Hopefully, these changes would result in healthier habitats, healthier wildlife populations and happier local citizens who are fully invested in properly managing federal land instead of bureaucrats in Washington, D.C.
Another interesting aspect of a Trump administration is the possibility that we'll see a change in the legal status of suppressors. Suppressor ownership is at an all-time high in the country, and many states permit suppressors for hunting.
Not surprisingly, support is growing for legislation like the Hearing Protection Act of 2015 that would remove suppressors from regulation under the National Firearms Act. Since President Barack Obama was almost certain to veto the bill, the Hearing Protection Act of 2015 went nowhere in Congress.
However, things are looking different on that front after Donald Jr. signaled the potential for support for such a measure in a Trump White House during a recent interview. With that in mind, there is a good possibility that Republicans in Congress would push a similar bill through in 2017 or 2018 for Trump's signature. If that happens, there is a good chance law-abiding Americans will be able to purchase a suppressor after simply completing a background check in the near future.
Trump and his surrogates said a lot of the "right" things in order to win votes from sportsmen and women during the presidential campaign. That's all well and good, but the time for action is quickly arriving, and we'll soon see how much he meant what he said.

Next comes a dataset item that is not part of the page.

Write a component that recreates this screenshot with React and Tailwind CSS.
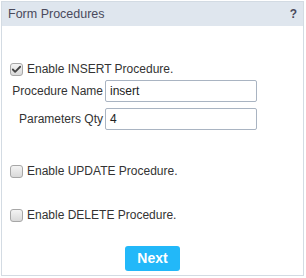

It won't be easy, but with Trump as president and with Republican majorities in both houses of Congress, there is a real opportunity for making some tangible and lasting gains for conservation, hunting and gun rights in the next few years.
Just because the election is over does not mean you can sit back and rest. On the contrary, now is the time to remain engaged. Contact your elected representatives in Washington, D.C., and encourage them to support gun and hunting-friendly measures.